Tomorrow we celebrate the Lord’s Supper, made all the more special by its coinciding with Palm Sunday. As we prepare our hearts to receive God’s blessings, consider these words on the blood of Christ and the seriousness of sin.
Was Christ’s body broken? Then we may behold sin odious in the red looking-glass of Christ’s sufferings. It is true, sin is to be abominated since it turned Adam out of paradise and threw the angels down to hell. Sin is the peace-breaker. It is like an incendiary in the family that sets husband and wife at variance. It makes God fall out with us. Sin is the birthplace of our sorrows—and the grave of our comforts. But that which may most of all disfigure the face of sin and make it appear abominable is this—It crucified our Lord Jesus! It made Christ veil His glory and lose His blood.
If a woman saw the sword which killed her dear husband—how hateful would the sight of it be to her! Do we count that sin light—which made Christ’s soul heavy unto death? Mark 14:34. Can that be our joy—which made the Lord Jesus a man of sorrows? Isaiah 53:3. Did He cry out, “My God, My God, why have You forsaken Me?” And shall not those sins be forsaken by us—which made Christ Himself forsaken? O let us look upon sin with indignation! When a temptation to sin comes, let us say, “Is not this the sin which poured out Christ’s blood!” Let our hearts be enraged against sin.
When the senators of Rome showed the people Caesar’s bloody robe, they were incensed against those who slew him. Sin has rent the white robe of Christ’s flesh, and died it a crimson color. Let us, then, seek to be avenged of our sins. Under the Law, if an ox gored a man so that he died, the ox was to be killed, Exodus 21:28. Sin has gored and pierced our Savior! Let it die! What a pity is it for sin to live—which would not allow Christ to live!
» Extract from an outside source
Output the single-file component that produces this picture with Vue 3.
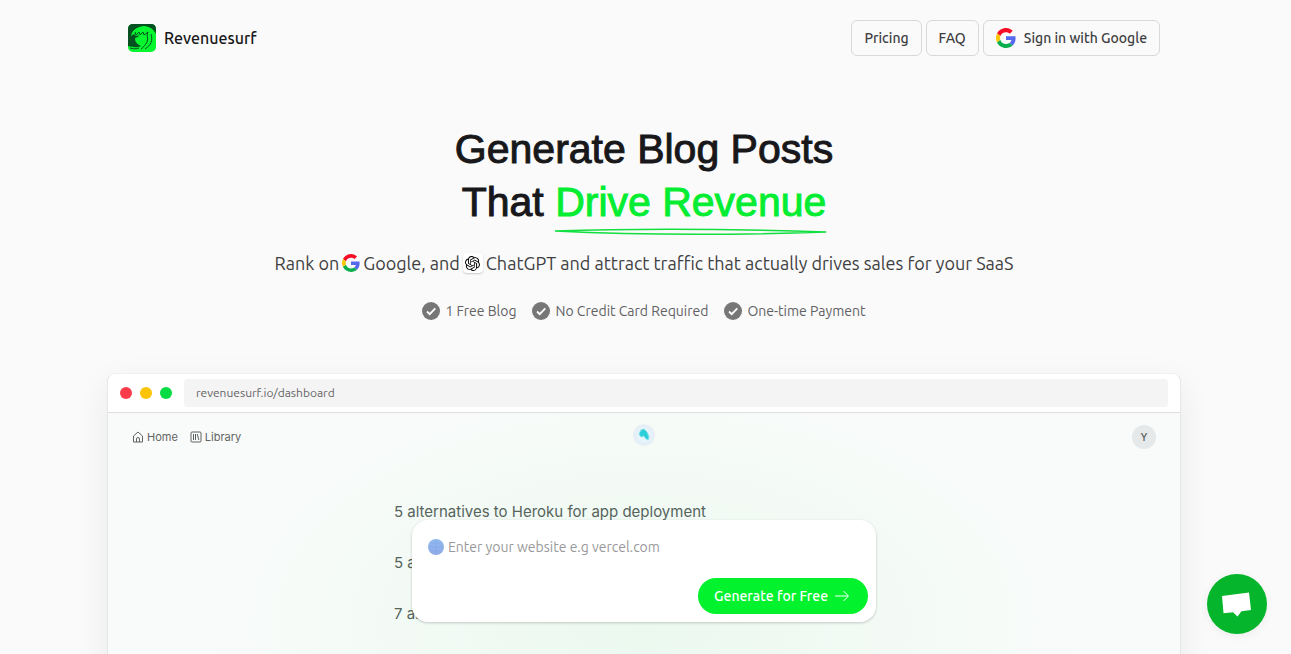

Was Christ’s body broken? Let us, then, from His suffering on the cross, learn this lesson—do not wonder if we meet with troubles in the world. Did Christ suffer—who “knew no sin,” and do we think it strange to suffer—who know nothing but sin? Did Christ feel the anger of God? And is it much for us to feel the anger of men? Was the Head crowned with thorns? Must we have our bracelets and diamonds—when Christ had the nails and spear going to His heart! Truly, such as are guilty may well expect the lash—when He, who was innocent, could not go free.